_WHAT YOU ARE ASKED TO DO_. Every line holding the string "index" should be gathered.

————

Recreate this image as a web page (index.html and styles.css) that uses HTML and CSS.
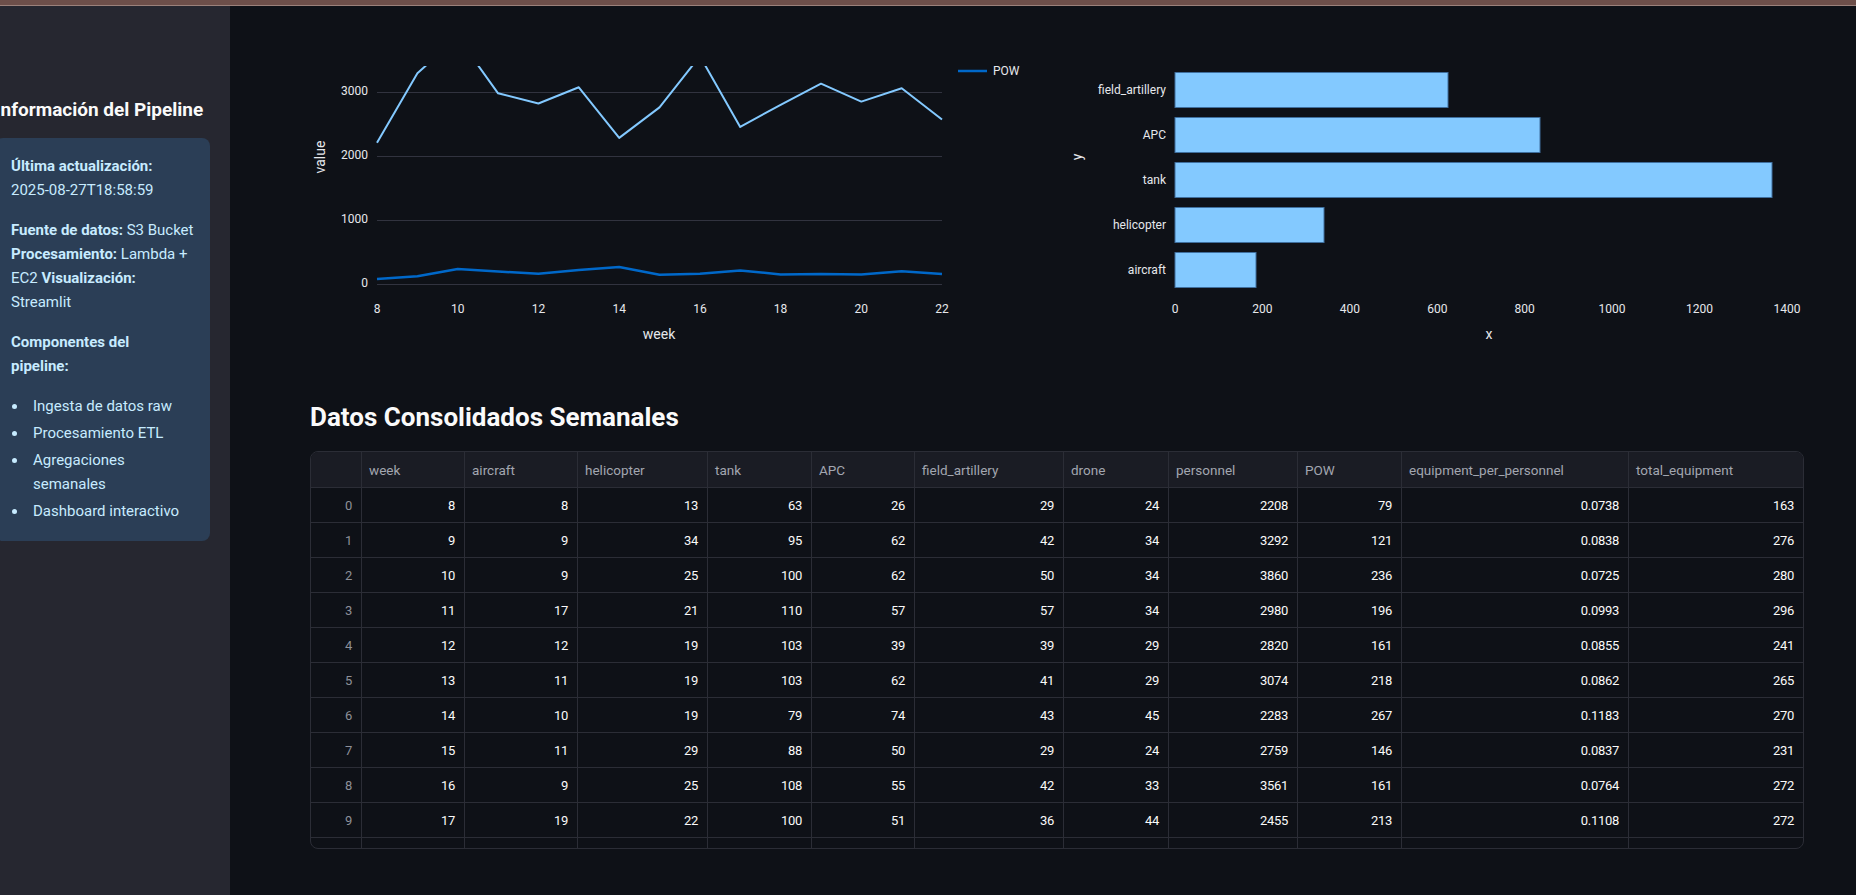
FILE: index.html
```html
<!DOCTYPE html>
<html lang="es">
<head>
<meta charset="utf-8">
<title>Pipeline Dashboard</title>
<link rel="stylesheet" href="styles.css">
</head>
<body>
<div class="topbar"></div>
<div class="app">
  <aside class="sidebar">
    <div class="sidebar-inner">
      <h3 class="side-title">Información del Pipeline</h3>
      <div class="info-card">
        <p><strong>Última actualización:</strong> 2025-08-27T18:58:59</p>
        <p><strong>Fuente de datos:</strong> S3 Bucket <strong>Procesamiento:</strong> Lambda + EC2 <strong>Visualización:</strong> Streamlit</p>
        <p><strong>Componentes del<br>pipeline:</strong></p>
        <ul class="bullets">
          <li>Ingesta de datos raw</li>
          <li>Procesamiento ETL</li>
          <li>Agregaciones semanales</li>
          <li>Dashboard interactivo</li>
        </ul>
      </div>
    </div>
  </aside>
  <main class="main">
    <div class="charts">
      <svg class="chart" width="739" height="320" viewBox="0 0 739 320">
        <defs>
          <clipPath id="plotclip"><rect x="60" y="36" width="580" height="230"/></clipPath>
        </defs>
        <g class="grid">
          <line x1="67" y1="62.5" x2="632" y2="62.5"/>
          <line x1="67" y1="126.5" x2="632" y2="126.5"/>
          <line x1="67" y1="190.5" x2="632" y2="190.5"/>
          <line x1="67" y1="254.5" x2="632" y2="254.5"/>
        </g>
        <g class="tick" text-anchor="end">
          <text x="58" y="61" dy=".35em">3000</text>
          <text x="58" y="125" dy=".35em">2000</text>
          <text x="58" y="189" dy=".35em">1000</text>
          <text x="58" y="253" dy=".35em">0</text>
        </g>
        <g class="tick" text-anchor="middle">
          <text x="67" y="279" dy=".35em">8</text>
          <text x="147.7" y="279" dy=".35em">10</text>
          <text x="228.4" y="279" dy=".35em">12</text>
          <text x="309.2" y="279" dy=".35em">14</text>
          <text x="389.9" y="279" dy=".35em">16</text>
          <text x="470.6" y="279" dy=".35em">18</text>
          <text x="551.3" y="279" dy=".35em">20</text>
          <text x="632" y="279" dy=".35em">22</text>
        </g>
        <text class="axis-title" x="349" y="304" dy=".35em" text-anchor="middle">week</text>
        <text class="axis-title" x="10" y="127" dy=".35em" text-anchor="middle" transform="rotate(-90 10 127)">value</text>
        <g clip-path="url(#plotclip)">
          <polyline class="line-light" points="67,112.7 107.4,43.3 147.7,7 188.1,63.3 228.4,73.5 268.8,57.3 309.2,107.9 349.5,77.4 389.9,26.1 430.2,96.9 470.6,74.8 511,53.7 551.3,71.6 591.7,58.2 632,89.5"/>
          <polyline class="line-dark" points="67,248.9 107.4,246.3 147.7,238.9 188.1,241.5 228.4,243.7 268.8,240 309.2,236.9 349.5,244.7 389.9,243.7 430.2,240.4 470.6,244.4 511,244 551.3,244.5 591.7,241.2 632,243.9"/>
        </g>
        <line class="line-dark" x1="648" y1="41" x2="677" y2="41"/>
        <text class="legend" x="683" y="41" dy=".35em">POW</text>
      </svg>
      <svg class="chart" width="739" height="320" viewBox="0 0 739 320">
        <g class="bars">
          <rect x="110" y="42.5" width="273" height="35"/>
          <rect x="110" y="87.5" width="365" height="35"/>
          <rect x="110" y="132.5" width="597" height="35"/>
          <rect x="110" y="177.5" width="149" height="35"/>
          <rect x="110" y="222.5" width="81" height="35"/>
        </g>
        <g class="tick" text-anchor="end">
          <text x="101" y="60" dy=".35em">field_artillery</text>
          <text x="101" y="105" dy=".35em">APC</text>
          <text x="101" y="150" dy=".35em">tank</text>
          <text x="101" y="195" dy=".35em">helicopter</text>
          <text x="101" y="240" dy=".35em">aircraft</text>
        </g>
        <g class="tick" text-anchor="middle">
          <text x="110" y="279" dy=".35em">0</text>
          <text x="197.4" y="279" dy=".35em">200</text>
          <text x="284.8" y="279" dy=".35em">400</text>
          <text x="372.3" y="279" dy=".35em">600</text>
          <text x="459.7" y="279" dy=".35em">800</text>
          <text x="547.1" y="279" dy=".35em">1000</text>
          <text x="634.5" y="279" dy=".35em">1200</text>
          <text x="721.9" y="279" dy=".35em">1400</text>
        </g>
        <text class="axis-title" x="424" y="304" dy=".35em" text-anchor="middle">x</text>
        <text class="axis-title" x="12" y="127" dy=".35em" text-anchor="middle" transform="rotate(-90 12 127)">y</text>
      </svg>
    </div>

    <h2 class="section-title">Datos Consolidados Semanales</h2>

    <div class="table">
      <div class="row head">
        <div class="cell"></div><div class="cell">week</div><div class="cell">aircraft</div><div class="cell">helicopter</div><div class="cell">tank</div><div class="cell">APC</div><div class="cell">field_artillery</div><div class="cell">drone</div><div class="cell">personnel</div><div class="cell">POW</div><div class="cell">equipment_per_personnel</div><div class="cell">total_equipment</div>
      </div>
      <div class="row"><div class="cell idx">0</div><div class="cell">8</div><div class="cell">8</div><div class="cell">13</div><div class="cell">63</div><div class="cell">26</div><div class="cell">29</div><div class="cell">24</div><div class="cell">2208</div><div class="cell">79</div><div class="cell">0.0738</div><div class="cell">163</div></div>
      <div class="row"><div class="cell idx">1</div><div class="cell">9</div><div class="cell">9</div><div class="cell">34</div><div class="cell">95</div><div class="cell">62</div><div class="cell">42</div><div class="cell">34</div><div class="cell">3292</div><div class="cell">121</div><div class="cell">0.0838</div><div class="cell">276</div></div>
      <div class="row"><div class="cell idx">2</div><div class="cell">10</div><div class="cell">9</div><div class="cell">25</div><div class="cell">100</div><div class="cell">62</div><div class="cell">50</div><div class="cell">34</div><div class="cell">3860</div><div class="cell">236</div><div class="cell">0.0725</div><div class="cell">280</div></div>
      <div class="row"><div class="cell idx">3</div><div class="cell">11</div><div class="cell">17</div><div class="cell">21</div><div class="cell">110</div><div class="cell">57</div><div class="cell">57</div><div class="cell">34</div><div class="cell">2980</div><div class="cell">196</div><div class="cell">0.0993</div><div class="cell">296</div></div>
      <div class="row"><div class="cell idx">4</div><div class="cell">12</div><div class="cell">12</div><div class="cell">19</div><div class="cell">103</div><div class="cell">39</div><div class="cell">39</div><div class="cell">29</div><div class="cell">2820</div><div class="cell">161</div><div class="cell">0.0855</div><div class="cell">241</div></div>
      <div class="row"><div class="cell idx">5</div><div class="cell">13</div><div class="cell">11</div><div class="cell">19</div><div class="cell">103</div><div class="cell">62</div><div class="cell">41</div><div class="cell">29</div><div class="cell">3074</div><div class="cell">218</div><div class="cell">0.0862</div><div class="cell">265</div></div>
      <div class="row"><div class="cell idx">6</div><div class="cell">14</div><div class="cell">10</div><div class="cell">19</div><div class="cell">79</div><div class="cell">74</div><div class="cell">43</div><div class="cell">45</div><div class="cell">2283</div><div class="cell">267</div><div class="cell">0.1183</div><div class="cell">270</div></div>
      <div class="row"><div class="cell idx">7</div><div class="cell">15</div><div class="cell">11</div><div class="cell">29</div><div class="cell">88</div><div class="cell">50</div><div class="cell">29</div><div class="cell">24</div><div class="cell">2759</div><div class="cell">146</div><div class="cell">0.0837</div><div class="cell">231</div></div>
      <div class="row"><div class="cell idx">8</div><div class="cell">16</div><div class="cell">9</div><div class="cell">25</div><div class="cell">108</div><div class="cell">55</div><div class="cell">42</div><div class="cell">33</div><div class="cell">3561</div><div class="cell">161</div><div class="cell">0.0764</div><div class="cell">272</div></div>
      <div class="row"><div class="cell idx">9</div><div class="cell">17</div><div class="cell">19</div><div class="cell">22</div><div class="cell">100</div><div class="cell">51</div><div class="cell">36</div><div class="cell">44</div><div class="cell">2455</div><div class="cell">213</div><div class="cell">0.1108</div><div class="cell">272</div></div>
      <div class="row"><div class="cell idx"></div><div class="cell"></div><div class="cell"></div><div class="cell"></div><div class="cell"></div><div class="cell"></div><div class="cell"></div><div class="cell"></div><div class="cell"></div><div class="cell"></div><div class="cell"></div><div class="cell"></div></div>
    </div>
  </main>
</div>
</body>
</html>
```

FILE: styles.css
```css
* { box-sizing: border-box; }

html, body {
  margin: 0;
  padding: 0;
  height: 100%;
  background: #0e1117;
  font-family: Roboto, "Liberation Sans", sans-serif;
  color: #fafafa;
  overflow: hidden;
}

.topbar {
  height: 6px;
  background: #6d4f4a;
  border-bottom: 1px solid #9b817b;
}

.app {
  display: flex;
  height: 889px;
}

.sidebar {
  width: 230px;
  flex: 0 0 230px;
  background: #262730;
  overflow: hidden;
  padding-top: 90px;
}

.sidebar-inner {
  margin-left: -5px;
  width: 215px;
}

.side-title {
  margin: 0 0 14px 0;
  font-size: 19px;
  line-height: 28px;
  font-weight: 700;
  color: #fafafa;
  white-space: nowrap;
}

.info-card {
  background: #2b3e56;
  border-radius: 8px;
  padding: 16px 16px 18px 16px;
  color: #c7ebff;
  font-size: 15px;
  line-height: 24px;
}

.info-card p {
  margin: 0 0 16px 0;
}

.info-card strong {
  font-weight: 700;
}

.bullets {
  list-style: none;
  margin: 0;
  padding: 0;
}

.bullets li {
  position: relative;
  padding-left: 22px;
  margin-top: 3px;
}

.bullets li:first-child {
  margin-top: 0;
}

.bullets li::before {
  content: "";
  position: absolute;
  left: 1px;
  top: 10px;
  width: 5px;
  height: 5px;
  border-radius: 50%;
  background: #c7ebff;
}

.main {
  flex: 1;
  min-width: 0;
  padding: 24px 52px 0 80px;
  background: #0e1117;
}

.charts {
  display: grid;
  grid-template-columns: 739px 739px;
  gap: 16px;
  height: 320px;
}

.chart {
  display: block;
  font-family: Roboto, "Liberation Sans", sans-serif;
}

.grid line {
  stroke: #31333f;
  stroke-width: 1;
}

.tick {
  font-size: 12px;
  fill: #e6e8ec;
}

.axis-title {
  font-size: 14px;
  fill: #e6e8ec;
}

.legend {
  font-size: 12px;
  fill: #e6e8ec;
}

.line-light {
  fill: none;
  stroke: #83c9ff;
  stroke-width: 2;
  stroke-linejoin: round;
}

.line-dark {
  fill: none;
  stroke: #0068c9;
  stroke-width: 2.5;
  stroke-linejoin: round;
}

.bars rect {
  fill: #83c9ff;
  stroke: #3f6f9e;
  stroke-width: 1;
}

.section-title {
  margin: 49px 0 16px 0;
  font-size: 26px;
  line-height: 36px;
  font-weight: 700;
  color: #fafafa;
}

.table {
  width: 1494px;
  height: 398px;
  border: 1px solid #2b2d36;
  border-radius: 8px;
  overflow: hidden;
  font-size: 13px;
  letter-spacing: -0.3px;
}

.row {
  display: grid;
  grid-template-columns: 51px 103px 113px 130px 104px 103px 149px 105px 129px 104px 227px 174px;
  height: 35px;
}

.row.head {
  height: 36px;
  background: #1a1c24;
}

.cell {
  border-right: 1px solid #2b2d36;
  border-bottom: 1px solid #2b2d36;
  padding: 0 9px;
  display: flex;
  align-items: center;
  justify-content: flex-end;
  color: #fafafa;
  white-space: nowrap;
  overflow: hidden;
}

.cell:last-child {
  border-right: none;
}

.head .cell {
  justify-content: flex-start;
  padding: 0 7px;
  font-size: 13.5px;
  letter-spacing: 0;
  color: #a2a6b0;
}

.cell.idx {
  color: #8d9099;
}
```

————

_SOLUTION FOR THIS TASK_.
Recreate this image as a web page (index.html and styles.css) that uses HTML and CSS.
FILE: index.html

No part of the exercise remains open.